JSMF Covid Recovery of Consciousness Consortium

This multi-center collaborative grant (Weill Cornell, Columbia, Massachusetts General Hospital) The three centers are collecting and organize data from Covid-19 patients in New York City and in Boston (another US epicenter) at the Massachusetts General Hospital. The teams at each location have been collaborating over several years under JSMF grants studying recovery of consciousness following structural brain injuries and mechanisms underlying surgical anesthesia.

Neurophysiological studies of recovery of consciousness after cardiac arrest

This proposal provides 5 years of support to train Dr. Forgacs to become an independent clinical investigator, with a research focus on characterizing specific circuit-level neurobiological mechanisms important to recovery of consciousness in patients with severe anoxic brain injury after cardiac arrest.  

Dynamic multi-lead deep brain stimulation of the central thalamus to treat chronic cognitive deficits in severe-tomoderate traumatic brain injured patients

The goal of this experimental research project is to expand the scope of our existing IP to include specific, measured evidence of critical parameters, i.e. ‘biomarkers’, for ‘closed-loop’ control of fsCT-DBS protocols. Daedalus funding will provide WCM with the sole rights to these new inventions and strengthen our existing IP portfolio potentially broadening the future applications of our new fsCT-DBS system to emerging indications in the rapidly expanding neuromodulation market.

Multi-modal imaging of the mechanisms underlying impaired executive attention after traumatic brain injury

This is a multi-center collaborative grant (Weill Cornell, Mount Sinai) that aims to carry out a longitudinal study of the mechanisms underlying executive attention impairment after TBI. The study will employ EEG and DTI along with neuropsychological assessments in the subacute and chronic stages of recovery to establish biomarkers of impairment and create models of prognosis. The long-term goal of these studies is to enable stratification, improve diagnosis, inform therapeutic interventions and predict prognosis.

Central thalamic stimulation for traumatic brain injury

This is a multi-center, multi-PI collaborative grant (Weill Cornell, Stanford University, Harvard/Spaulding, Cleveland Clinic, University of Utah) that aims to carry out a first-in-man feasibility study of central thalamic deep brain stimulation for the treatment of chronic cognitive impairment after severe-to-moderate brain injuries. The long-term goal of these studies is to establish a new therapeutic avenue for severely brain-injured patients and to develop a new device platform based on pre-clinical studies carried out under 1R01 NS067249.

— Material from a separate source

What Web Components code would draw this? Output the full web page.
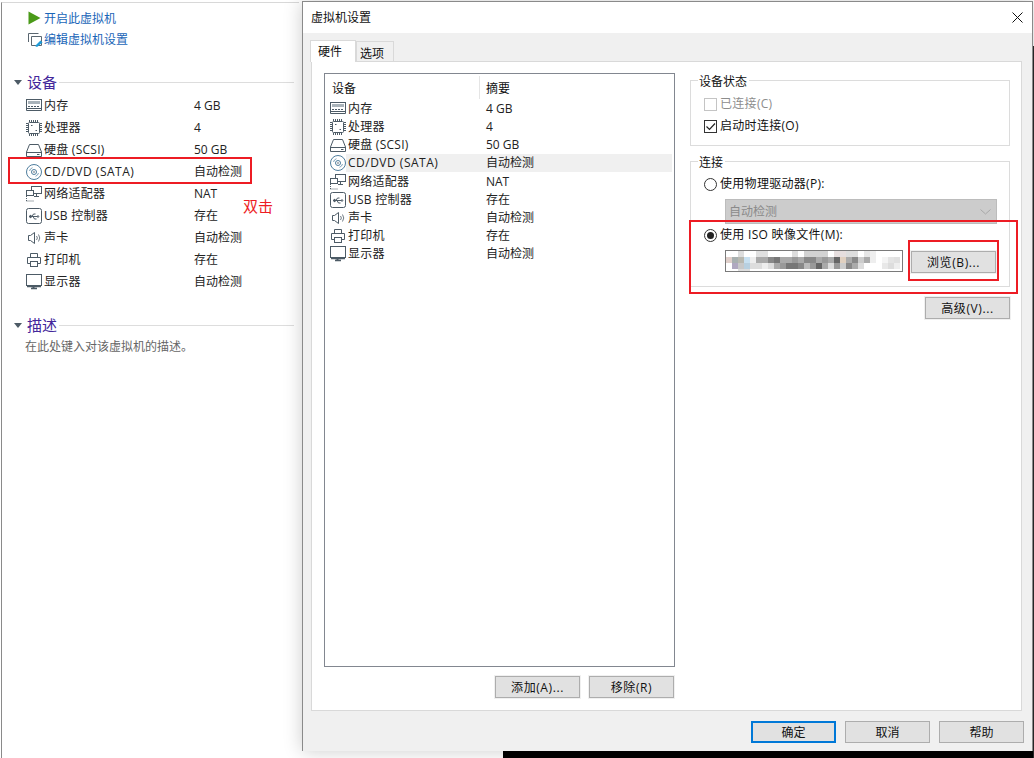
<!DOCTYPE html>
<html lang="zh">
<head>
<meta charset="utf-8">
<title>虚拟机设置</title>
<style>
  html, body { margin: 0; height: 100%; overflow: hidden; background: #fff; }
  body { font: 12px/18px "Open Sans", "Noto Sans CJK SC", sans-serif; color: #111; }
  .black { position: absolute; left: 503px; right: 0; top: 751px; bottom: 0; background: #000; }
  .edge { position: absolute; left: 1033px; right: 0; top: 46px; bottom: 0; background: #2a2a2a; }
  .mark { position: absolute; border: 2px solid #ed1c24; box-sizing: border-box; pointer-events: none; }
  .note { position: absolute; left: 243px; top: 197px; color: #ed1c24; font-size: 15px; line-height: 18px; }
</style>
</head>
<body>

<vm-panel>
  <vm-link icon="play" slot="links">开启此虚拟机</vm-link>
  <vm-link icon="edit" slot="links">编辑虚拟机设置</vm-link>
  <section-head slot="devices">设备</section-head>
  <device-row slot="devices" icon="memory" value="4 GB">内存</device-row>
  <device-row slot="devices" icon="cpu" value="4">处理器</device-row>
  <device-row slot="devices" icon="disk" value="50 GB">硬盘 (SCSI)</device-row>
  <device-row slot="devices" icon="cd" value="自动检测" style="--ls:.5px">CD/DVD (SATA)</device-row>
  <device-row slot="devices" icon="net" value="NAT">网络适配器</device-row>
  <device-row slot="devices" icon="usb" value="存在">USB 控制器</device-row>
  <device-row slot="devices" icon="sound" value="自动检测">声卡</device-row>
  <device-row slot="devices" icon="printer" value="存在">打印机</device-row>
  <device-row slot="devices" icon="monitor" value="自动检测">显示器</device-row>
  <section-head slot="desc">描述</section-head>
  <span slot="desc" style="display:block;margin:2px 0 0 11px;color:#666;line-height:18px">在此处键入对该虚拟机的描述。</span>
</vm-panel>

<div class="black"></div>
<div class="edge"></div>

<vm-dialog heading="虚拟机设置">
  <device-list slot="list">
    <device-row dense icon="memory" value="4 GB">内存</device-row>
    <device-row dense icon="cpu" value="4">处理器</device-row>
    <device-row dense icon="disk" value="50 GB">硬盘 (SCSI)</device-row>
    <device-row dense selected icon="cd" value="自动检测" style="--ls:.5px">CD/DVD (SATA)</device-row>
    <device-row dense icon="net" value="NAT">网络适配器</device-row>
    <device-row dense icon="usb" value="存在">USB 控制器</device-row>
    <device-row dense icon="sound" value="自动检测">声卡</device-row>
    <device-row dense icon="printer" value="存在">打印机</device-row>
    <device-row dense icon="monitor" value="自动检测">显示器</device-row>
  </device-list>
  <win-button slot="list-actions" halo>添加(A)...</win-button>
  <win-button slot="list-actions" halo>移除(R)</win-button>

  <group-box slot="side" label="设备状态" style="height:66px">
    <tick-box disabled>已连接(C)</tick-box>
    <tick-box checked>启动时连接(O)</tick-box>
  </group-box>
  <group-box slot="side" label="连接" style="height:126px;margin-top:15px">
    <radio-box style="margin-top:-1px">使用物理驱动器(P):</radio-box>
    <fake-select>自动检测</fake-select>
    <radio-box checked>使用 ISO 映像文件(M):</radio-box>
    <iso-path><win-button halo style="margin-top:1px">浏览(B)...</win-button></iso-path>
  </group-box>
  <win-button slot="side" halo style="align-self:flex-end;margin-top:10px">高级(V)...</win-button>

  <win-button slot="footer" primary>确定</win-button>
  <win-button slot="footer">取消</win-button>
  <win-button slot="footer">帮助</win-button>
</vm-dialog>

<div class="mark" style="left:8px;top:157px;width:244px;height:27px"></div>
<div class="note">双击</div>
<div class="mark" style="left:689px;top:220px;width:329px;height:74px"></div>
<div class="mark" style="left:908px;top:240px;width:91px;height:41px"></div>

<script>
const ICONS = {
  memory: '<rect x="0.5" y="1.5" width="15" height="9"/><rect x="2" y="3" width="12" height="3" fill="#a9b3ba" stroke="none"/><path d="M2 8.500h12" stroke-dasharray="2 1"/><path d="M0.500 10.500v2h15v-2"/>',
  cpu: '<rect x="2.500" y="2.500" width="11" height="11" rx="1"/><path d="M3.500 0v2M5.500 0v2M7.500 0v2M9.500 0v2M11.500 0v2M3.500 14v2M5.500 14v2M7.500 14v2M9.500 14v2M11.500 14v2M0 3.500h2M0 5.500h2M0 7.500h2M0 9.500h2M0 11.500h2M14 3.500h2M14 5.500h2M14 7.500h2M14 9.500h2M14 11.500h2"/><path d="M5 5.500h1.500M9.500 10.500h1.500"/>',
  disk: '<path d="M3.500 2.500h9l3 7.500v4.500h-15V10z"/><path d="M0.500 10.500h15M11 12.500h2.500"/>',
  cd: '<circle cx="8" cy="8" r="7.500"/><circle cx="8" cy="8" r="2.500"/><circle cx="8" cy="8" r=".8" fill="#4d5b66" stroke="none"/><path d="M3.500 7a4.500 4.500 0 0 1 3-3.300M12.500 9a4.500 4.500 0 0 1-3 3.300" stroke-opacity=".7"/>',
  net: '<rect x="5.500" y="0.500" width="10" height="7"/><rect x="0.500" y="4.500" width="7" height="5" fill="#fff"/><path d="M10.500 8v2.500M8 10.500h5"/><path d="M0.500 15h8M0.500 10v5" stroke-dasharray="1 1"/>',
  usb: '<rect x="0.500" y="0.500" width="15" height="15" rx="2"/><path d="M3.500 8.500h8"/><path d="M3 8.500l2-1.500v3z" fill="#4d5b66"/><path d="M6 8.500l1.500-2.500h2M7 8.500l1.500 2.500h2"/><circle cx="12" cy="8.500" r=".8"/>',
  sound: '<path d="M2.500 5.500h2L8.500 2.500v11l-4-3h-2z"/><path d="M10.500 6a3 3 0 0 1 0 4M12.500 4.500a6 6 0 0 1 0 7" stroke-opacity=".8"/>',
  printer: '<path d="M4.500 5.500v-4h7v4M4.500 11.500h-3v-6h13v6h-3"/><rect x="4.500" y="9.500" width="7" height="5"/>',
  monitor: '<rect x="0.500" y="0.500" width="15" height="11"/><path d="M5 14.500h6M1 12.500h14" stroke-width="1.500"/><path d="M7.500 12v2" stroke-width="2"/>'
};

class DevIcon extends HTMLElement {
  connectedCallback() {
    const name = this.getAttribute('name');
    const tint = name === 'cd' ? '#4f7e9e' : '#4d5b66';
    this.attachShadow({ mode: 'open' }).innerHTML = `
      <style>:host { display: block; width: 16px; height: 16px; } svg { display: block; overflow: visible; }</style>
      <svg width="16" height="16" viewBox="0 0 16 16" stroke="${tint}" fill="none" stroke-width="1">${ICONS[name] || ''}</svg>`;
  }
}
customElements.define('dev-icon', DevIcon);

class DeviceRow extends HTMLElement {
  connectedCallback() {
    const dense = this.hasAttribute('dense');
    this.attachShadow({ mode: 'open' }).innerHTML = `
      <style>
        :host { display: grid; grid-template-columns: ${dense ? '156px' : '168px'} 1fr; height: ${dense ? '18.2px' : '22px'}; align-items: center; color: #222; }
        .name { display: flex; align-items: center; gap: 2px; }
        :host([selected]) { background: linear-gradient(90deg, transparent 16px, #f0f0f0 16px); }
        .name span { letter-spacing: var(--ls, .25px); white-space: nowrap; }
      </style>
      <div class="name"><dev-icon name="${this.getAttribute('icon')}"></dev-icon><span><slot></slot></span></div>
      <div class="val">${this.getAttribute('value')}</div>`;
  }
}
customElements.define('device-row', DeviceRow);

class VmLink extends HTMLElement {
  connectedCallback() {
    const art = this.getAttribute('icon') === 'play'
      ? '<path d="M0.500 0.500l12 6.500-12 6.500z" fill="#4a9a18"/>'
      : '<path d="M0.500 10V1.500h10M3.500 4.500h10v9h-10z" fill="none" stroke="#5a6670"/><path d="M7 14l5.500-5.500 2 2L9 15z" fill="#1e9bd8"/>';
    this.attachShadow({ mode: 'open' }).innerHTML = `
      <style>
        :host { display: flex; align-items: center; gap: 1px; height: 21px; color: #1a66b8; }
        svg { display: block; flex: none; }
      </style>
      <svg width="15" height="15" viewBox="0 0 15 15">${art}</svg><slot></slot>`;
  }
}
customElements.define('vm-link', VmLink);

class SectionHead extends HTMLElement {
  constructor() {
    super();
    this.attachShadow({ mode: 'open' }).innerHTML = `
      <style>
        :host { display: flex; align-items: center; height: 20px; margin-bottom: 3px; color: #43279b; font-size: 15px; }
        i { width: 0; height: 0; border: 4.5px solid transparent; border-top: 5px solid #4d5b66; border-bottom: 0; margin: 1px 5px 0 0; }
        b { flex: 1; height: 1px; background: #ddd; margin-left: 2px; }
        span { line-height: 20px; }
      </style>
      <i></i><span><slot></slot></span><b></b>`;
  }
}
customElements.define('section-head', SectionHead);

class VmPanel extends HTMLElement {
  constructor() {
    super();
    this.attachShadow({ mode: 'open' }).innerHTML = `
      <style>
        :host { display: block; width: 298px; height: 756px; margin-left: 1px; margin-top: 2px; border-left: 1px solid #8a8a8a; border-top: 1px solid #d8d8d8; box-sizing: border-box; }
        .links { padding: 5px 0 0 26px; }
        .sec { padding: 0 5px 0 12px; }
        .devices { margin-top: 22px; }
        .rows ::slotted(device-row) { margin-left: 12px; }
        .desc { margin-top: 22px; }
      </style>
      <div class="links"><slot name="links"></slot></div>
      <div class="sec devices rows"><slot name="devices"></slot></div>
      <div class="sec desc"><slot name="desc"></slot></div>`;
  }
}
customElements.define('vm-panel', VmPanel);

class DeviceList extends HTMLElement {
  constructor() {
    super();
    this.attachShadow({ mode: 'open' }).innerHTML = `
      <style>
        :host { display: block; box-sizing: border-box; height: 594px; width: 351px; border: 1px solid #828790; background: #fff; padding: 2px 2px 0 5px; }
        .head { display: grid; grid-template-columns: 147px 1fr; height: 23.7px; align-items: start; margin-left: 2px; line-height: 25px; }
        .head div + div { border-left: 1px solid #e5e5e5; padding-left: 6px; height: 23px; }
      </style>
      <div class="head"><div>设备</div><div>摘要</div></div>
      <slot></slot>`;
  }
}
customElements.define('device-list', DeviceList);

class WinButton extends HTMLElement {
  constructor() {
    super();
    this.attachShadow({ mode: 'open' }).innerHTML = `
      <style>
        :host { display: flex; align-items: center; justify-content: center; box-sizing: border-box; width: 85px; height: 22px; padding-top: 2px; background: #e1e1e1; border: 1px solid #adadad; color: #111; line-height: 18px; flex: none; }
        :host([primary]) { border: 2px solid #0078d7; }
        :host([halo]) { box-shadow: 0 0 0 1px #f0f0f0; letter-spacing: .6px; }
      </style>
      <slot></slot>`;
  }
}
customElements.define('win-button', WinButton);

class GroupBox extends HTMLElement {
  constructor() {
    super();
    this.attachShadow({ mode: 'open' }).innerHTML = `
      <style>
        :host { display: block; box-sizing: border-box; border: 1px solid #dcdcdc; position: relative; padding: 12px 0 0 13px; }
        .cap { position: absolute; left: 7px; top: -8px; background: #fff; padding: 0 2px 0 1px; line-height: 18px; }
        .body { display: flex; flex-direction: column; }
      </style>
      <div class="cap">${this.getAttribute('label')}</div>
      <div class="body"><slot></slot></div>`;
  }
}
customElements.define('group-box', GroupBox);

class TickBox extends HTMLElement {
  connectedCallback() {
    const mark = this.hasAttribute('checked') ? '<path d="M2.500 6.500l3 3 5.500-6" fill="none" stroke="#222" stroke-width="1.200"/>' : '';
    const edge = this.hasAttribute('disabled') ? '#c4c4c4' : '#333';
    this.attachShadow({ mode: 'open' }).innerHTML = `
      <style>
        :host { display: flex; align-items: center; gap: 3px; height: 22px; letter-spacing: .3px; }
        :host([disabled]) { color: #8d8d8d; }
        svg { display: block; }
      </style>
      <svg width="13" height="13" viewBox="0 0 13 13"><rect x="0.500" y="0.500" width="12" height="12" fill="#fff" stroke="${edge}"/>${mark}</svg><slot></slot>`;
  }
}
customElements.define('tick-box', TickBox);

class RadioBox extends HTMLElement {
  connectedCallback() {
    const dot = this.hasAttribute('checked') ? '<circle cx="6.500" cy="6.500" r="3.500" fill="#222"/>' : '';
    this.attachShadow({ mode: 'open' }).innerHTML = `
      <style>
        :host { display: flex; align-items: center; gap: 3px; height: 22px; letter-spacing: .3px; }
        svg { display: block; }
      </style>
      <svg width="13" height="13" viewBox="0 0 13 13"><circle cx="6.500" cy="6.500" r="6" fill="#fff" stroke="#333"/>${dot}</svg><slot></slot>`;
  }
}
customElements.define('radio-box', RadioBox);

class FakeSelect extends HTMLElement {
  constructor() {
    super();
    this.attachShadow({ mode: 'open' }).innerHTML = `
      <style>
        :host { display: flex; align-items: center; justify-content: space-between; box-sizing: border-box; width: 272px; height: 25px; margin: 4px 0 0 21px; padding: 0 5px 0 3px; background: #ccc; border: 1px solid #bcbcbc; color: #8a8a8a; }
        svg { display: block; }
      </style>
      <slot></slot><svg width="11" height="6" viewBox="0 0 11 6"><path d="M0.500 0.500l5 4.500 5-4.500" fill="none" stroke="#a8a8a8"/></svg>`;
  }
}
customElements.define('fake-select', FakeSelect);

// the path in the reference is pixelated out, so these are just the mosaic cells
const MOSAIC = [
  'ffffff,ffffff,dddddd,ffffff,ffffff,e0e0e0,e0e0e0,ffffff,ffffff,ffffff,ffffff,dddddd,ffffff,d2d2d2,d2d2d2,d2d2d2,d2d2d2,ffffff,e6dede,e6dede,dddddd,dddddd,ffffff,e6e6e6,eeeeee,ffffff,ffffff,ffffff,ffffff,ffffff',
  'e0cfca,a8b0b0,b8b8b0,c8e0f0,eeeeee,aaaaaa,aaaaaa,888888,777777,aaaaaa,aaaaaa,999999,aaaaaa,888888,888888,aaaaaa,999999,aaaaaa,666666,e0d0c0,aaaaaa,888888,cccccc,aaaaaa,eeeeee,ffffff,f4f4f4,e4e4e4,e0e0e0,ffffff',
  'ffffff,b0a8c0,c8c8c8,b8d0e0,dddddd,dddddd,eeeeee,dddddd,aaaaaa,999999,777777,777777,888888,bbbbbb,999999,666666,aaaaaa,dddddd,999999,cccccc,888888,aaaaaa,dddddd,ffffff,ffffff,ffffff,e8e8e8,dddddd,eeeeee,ffffff',
  'ffffff,ffffff,dddddd,dddddd,ffffff,ffffff,ffffff,ffffff,ffffff,ffffff,ffffff,ffffff,ffffff,ffffff,ffffff,ffffff,ffffff,ffffff,ffffff,ffffff,ffffff,ffffff,ffffff,ffffff,ffffff,ffffff,ffffff,ffffff,ffffff,ffffff'
];

class IsoPath extends HTMLElement {
  constructor() {
    super();
    const cells = MOSAIC.map((row, y) => row.split(',').map((c, x) =>
      `<rect x="${x * 6}" y="${y * 6}" width="6" height="6" fill="#${c}"/>`).join('')).join('');
    this.attachShadow({ mode: 'open' }).innerHTML = `
      <style>
        :host { display: flex; align-items: flex-start; gap: 8px; margin: 4px 0 0 21px; }
        .box { box-sizing: border-box; width: 178px; height: 22px; border: 1px solid #7a7a7a; background: #fff; overflow: hidden; }
        svg { display: block; }
      </style>
      <div class="box"><svg width="176" height="20" shape-rendering="crispEdges">${cells}</svg></div>
      <slot></slot>`;
  }
}
customElements.define('iso-path', IsoPath);

class VmDialog extends HTMLElement {
  connectedCallback() {
    this.attachShadow({ mode: 'open' }).innerHTML = `
      <style>
        :host { position: absolute; left: 302px; top: 1px; width: 731px; height: 750px; box-sizing: border-box; border: 1px solid #8a8a8a; border-bottom: 0; background: #f0f0f0; box-shadow: 0 0 18px rgba(0,0,0,.2); display: flex; flex-direction: column; }
        .title { height: 31px; flex: none; background: #fff; display: flex; align-items: center; justify-content: space-between; padding: 0 9px 0 8px; font-size: 12px; color: #111; }
        .title svg { display: block; }
        .tabs { display: flex; height: 28px; flex: none; padding: 7px 0 0 7px; box-sizing: border-box; align-items: flex-end; }
        .tab { box-sizing: border-box; background: #f0f0f0; border: 1px solid #d9d9d9; border-bottom: 0; height: 20px; line-height: 23px; padding: 0 5px 0 3px; width: 38px; }
        .tab.on { background: #fff; height: 22px; width: 46px; padding: 0 7px; margin-bottom: -1px; position: relative; z-index: 1; line-height: 22px; }
        .pane { box-sizing: border-box; margin: 0 10px 0 8px; height: 650px; flex: none; background: #fff; border: 1px solid #d9d9d9; padding: 11px 11px 0 12px; display: flex; gap: 15px; }
        .left { width: 351px; flex: none; }
        .actions { display: flex; justify-content: flex-end; gap: 9px; margin-top: 9px; padding-right: 1px; }
        .side { flex: 1; padding-top: 7px; display: flex; flex-direction: column; min-width: 0; }
        .foot { display: flex; justify-content: flex-end; gap: 9px; padding: 10px 8px 0 0; }
      </style>
      <div class="title"><span>${this.getAttribute('heading')}</span>
        <svg width="11" height="11" viewBox="0 0 11 11"><path d="M0.500 0.500l10 10M10.500 0.500l-10 10" stroke="#111" fill="none"/></svg></div>
      <div class="tabs"><div class="tab on">硬件</div><div class="tab">选项</div></div>
      <div class="pane">
        <div class="left"><slot name="list"></slot><div class="actions"><slot name="list-actions"></slot></div></div>
        <div class="side"><slot name="side"></slot></div>
      </div>
      <div class="foot"><slot name="footer"></slot></div>`;
  }
}
customElements.define('vm-dialog', VmDialog);
</script>
</body>
</html>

Central thalamic deep brain stimulation models

This project links three groups of investigators at Weill Cornell (Schiff, ND, Purpura, KP), Rockefeller University (Pfaff, D) and Medical College of Wisconsin (Buston, C) under a multiple PI mechanism (Schiff, ND as Administrative PI) to develop an integrative research program modeling central thalamic brain stimulation as a therapeutic technique. Weill Cornell studies will include the effects of electrical stimulation of the central thalamus on frontal lobe activity during performance of cognitive tasks in the awake primate study.

Mechanisms of recovery following severe brain injury

This project develops a multi-modal brain imaging assessment of minimally conscious state patients following severe brain injuries using FDG-PET, quantitative EEG and DTI and functional MRI. Several mechanistic hypotheses are tested related to the role of the corticothalamic system in recovery of consciousness following severe brain injuries. 

Collaborative study of recovery of consciousness after severe brain injury: Phase II

This multi-center collaborative grant (Cambridge U, UK; U. Liege, Belgium; Hebrew University, Israel; Western U, Canada; U Paris, France; Weill Cornell, Columbia, Mount Sinai, Harvard/Spaulding, USA) aims to test a core battery of evaluations using fMRI and EEG technologies across patients with a broad ranges of functional outcomes and etiologies of brain damage to assess recovery of function.